Your smartphone is a marvel of modern technology, a gateway to information, and a hub for social connection. But lurking beneath the sleek surface is a powerful engine designed for one primary purpose: to separate you from your money. You might not notice it happening, but your phone is likely contributing to a slow and steady drain on your finances.
The Illusion of Small Purchases
It starts with a $2.99 app. Then a $4.99 in-game power-up. A $8.99 monthly subscription for a photo-editing tool. Individually, these amounts seem trivial. This is known as the "latte factor" of the digital age. However, when you multiply these small, frictionless payments across dozens of apps and services, the annual cost can be staggering. A few dollars a day can easily add up to over a thousand dollars a year without you ever writing a check or swiping a physical card.
Impulse Buying at Your Fingertips
Before smartphones, shopping required intention—a trip to the mall or at least booting up a computer. Now, retailers are in your pocket 24/7. Push notifications about "flash sales," targeted ads based on your browsing history, and the sheer ease of "Buy Now with 1-Click" have turned shopping into an impulse. Boredom scrolling often leads to unnecessary spending, buying things you never knew you "needed" until an algorithm suggested it.

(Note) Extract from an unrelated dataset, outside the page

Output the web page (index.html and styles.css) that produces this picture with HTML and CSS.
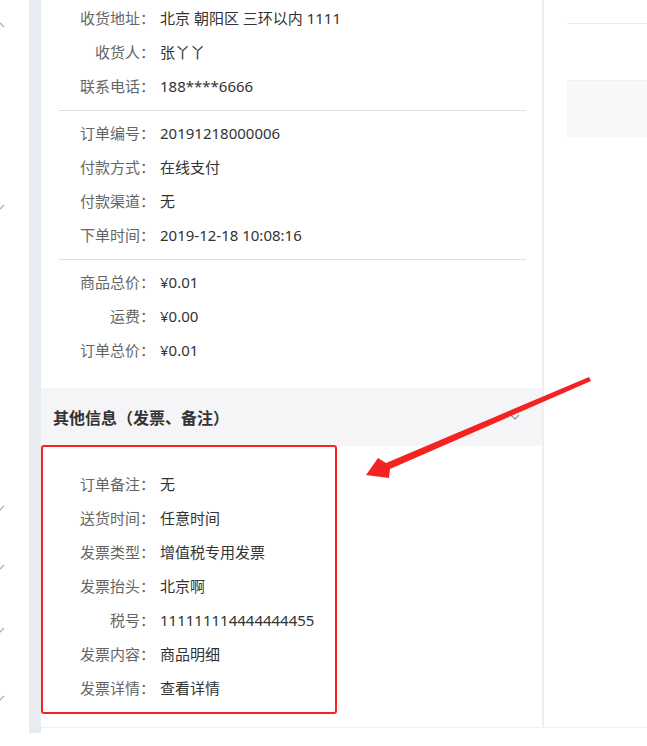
FILE: index.html
```html
<!DOCTYPE html>
<html lang="zh-CN">
<head>
<meta charset="utf-8">
<title>订单详情</title>
<link rel="stylesheet" href="styles.css">
</head>
<body>
<div class="page">
  <nav class="nav">
    <svg class="caret c1" viewBox="0 0 10 6"><path d="M1 5 L5 1 L9 5"/></svg>
    <svg class="caret c2" viewBox="0 0 10 6"><path d="M1 1 L5 5 L9 1"/></svg>
    <svg class="caret c3" viewBox="0 0 10 6"><path d="M1 1 L5 5 L9 1"/></svg>
    <svg class="caret c4" viewBox="0 0 10 6"><path d="M1 1 L5 5 L9 1"/></svg>
    <svg class="caret c5" viewBox="0 0 10 6"><path d="M1 1 L5 5 L9 1"/></svg>
    <svg class="caret c6" viewBox="0 0 10 6"><path d="M1 1 L5 5 L9 1"/></svg>
  </nav>
  <div class="gutter"></div>
  <div class="content">
    <main class="panel">
      <section class="group first">
        <div class="row"><span class="label">收货地址：</span><span class="value">北京 朝阳区 三环以内 1111</span></div>
        <div class="row"><span class="label">收货人：</span><span class="value">张丫丫</span></div>
        <div class="row"><span class="label">联系电话：</span><span class="value">188****6666</span></div>
      </section>
      <section class="group">
        <div class="row"><span class="label">订单编号：</span><span class="value">20191218000006</span></div>
        <div class="row"><span class="label">付款方式：</span><span class="value">在线支付</span></div>
        <div class="row"><span class="label">付款渠道：</span><span class="value">无</span></div>
        <div class="row"><span class="label">下单时间：</span><span class="value">2019-12-18 10:08:16</span></div>
      </section>
      <section class="group last">
        <div class="row"><span class="label">商品总价：</span><span class="value">¥0.01</span></div>
        <div class="row"><span class="label">运费：</span><span class="value">¥0.00</span></div>
        <div class="row"><span class="label">订单总价：</span><span class="value">¥0.01</span></div>
      </section>
      <div class="fold-head">
        <h3>其他信息（发票、备注）</h3>
        <svg class="fold-caret" viewBox="0 0 10 6"><path d="M1 1 L5 5 L9 1"/></svg>
      </div>
      <div class="fold-body">
        <div class="mark">
          <div class="row"><span class="label">订单备注：</span><span class="value">无</span></div>
          <div class="row"><span class="label">送货时间：</span><span class="value">任意时间</span></div>
          <div class="row"><span class="label">发票类型：</span><span class="value">增值税专用发票</span></div>
          <div class="row"><span class="label">发票抬头：</span><span class="value">北京啊</span></div>
          <div class="row"><span class="label">税号：</span><span class="value">111111114444444455</span></div>
          <div class="row"><span class="label">发票内容：</span><span class="value">商品明细</span></div>
          <div class="row"><span class="label">发票详情：</span><span class="value">查看详情</span></div>
        </div>
      </div>
    </main>
    <aside class="aside">
      <div class="aside-line"></div>
      <div class="aside-block"></div>
    </aside>
  </div>
  <svg class="annot" viewBox="0 0 647 746">
    <polygon points="366,475 378,458 386,463 589,377 591,381 390,469 389,478"/>
  </svg>
</div>
</body>
</html>
```

FILE: styles.css
```css
* { box-sizing: border-box; }

body {
  margin: 0;
  background: #fff;
  font-family: "Noto Sans", "Noto Sans CJK SC", sans-serif;
  font-size: 15px;
}

.page {
  position: relative;
  display: flex;
  width: 647px;
  height: 746px;
  overflow: hidden;
}

/* side menu, only the expand carets peek in */
.nav {
  width: 29px;
  flex: none;
  display: flex;
  flex-direction: column;
}
.caret {
  display: block;
  width: 10px;
  height: 6px;
  margin-left: -5px;
  fill: none;
  stroke: #aab3c0;
  stroke-width: 1.3;
}
.c1 { margin-top: 22px; }
.c2 { margin-top: 176px; }
.c3 { margin-top: 295px; }
.c4 { margin-top: 53px; }
.c5 { margin-top: 57px; }
.c6 { margin-top: 62px; }

.gutter {
  width: 12px;
  height: 733px;
  flex: none;
  background: #e8ecf1;
}

.content {
  flex: 1;
  display: flex;
  height: 728px;
  border-bottom: 1px solid #eef0f3;
}

.panel {
  width: 503px;
  flex: none;
  border-right: 2px solid #eeeeee;
}

.group {
  margin: 0 16px 0 18px;
  padding: 5px 0 7px;
  border-bottom: 1px solid #e0e0e0;
}
.group.first { padding-top: 1px; }
.group.last { border-bottom: none; padding-bottom: 21px; }

.row {
  display: flex;
  align-items: center;
  height: 34px;
  line-height: 1;
  white-space: nowrap;
}
.label {
  width: 96px;
  flex: none;
  text-align: right;
  color: #666;
}
.value {
  margin-left: 5px;
  color: #333;
}

.fold-head {
  height: 58px;
  display: flex;
  align-items: center;
  justify-content: space-between;
  padding: 0 22px 0 12px;
  background: #f5f5f7;
}
.fold-head h3 {
  margin: 0;
  font-size: 16px;
  font-weight: bold;
  color: #333;
}
.fold-caret {
  width: 10px;
  height: 6px;
  fill: none;
  stroke: #8e9bb0;
  stroke-width: 1.3;
}

.mark {
  width: 296px;
  margin-top: -1px;
  padding: 20px 0 7px 16px;
  border: 2px solid #f52323;
  border-radius: 3px;
}

.aside {
  flex: 1;
  padding-left: 23px;
}
.aside-line {
  height: 24px;
  border-bottom: 1px solid #ececec;
}
.aside-block {
  margin-top: 56px;
  height: 57px;
  background: #f8f8f9;
  border-top: 1px solid #f0f0f3;
}

/* callout arrow drawn over the page */
.annot {
  position: absolute;
  left: 0;
  top: 0;
  width: 647px;
  height: 746px;
  pointer-events: none;
}
.annot polygon { fill: #f52222; }
```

Subscription Creep: The Silent Budget Killer
This is one of the biggest culprits. The subscription model is incredibly profitable for companies because it creates recurring revenue. We sign up for a streaming service, a cloud storage plan, a meal-kit delivery, a fitness app, and a premium news site. Each seems reasonably priced on its own, but collectively, they can consume a significant portion of your disposable income. It's easy to forget about them as they auto-renew silently in the background.
The High Cost of "Free" Apps and Games
Nothing is truly free. "Free-to-play" games are engineered to encourage in-app purchases (IAPs). They create friction or slow progress, then offer a simple payment to remove it. These microtransations are psychologically designed to bypass your rational spending mind. What starts as a free game can quickly turn into a $100 hobby.
Digital Lifestyle Inflation
As we integrate our phones more deeply into our lives, the cost of digital services rises. We feel we need the premium version of every app, the largest data plan, and the latest phone model every two years. This digital lifestyle inflation can be just as damaging to your savings as traditional lifestyle inflation involving cars and houses.
Taking Back Control
Your smartphone is a tool. Like any tool, its impact depends on how you use it. You don't need to throw it away, but you do need to use it intentionally. Track your digital spending for one month. You will likely be shocked. Unsubscribe from marketing emails, turn off shopping notifications, and be ruthless about evaluating the value you get from each subscription. By becoming more mindful of your phone's financial influence, you can stop the slow bleed and keep more of your hard-earned money.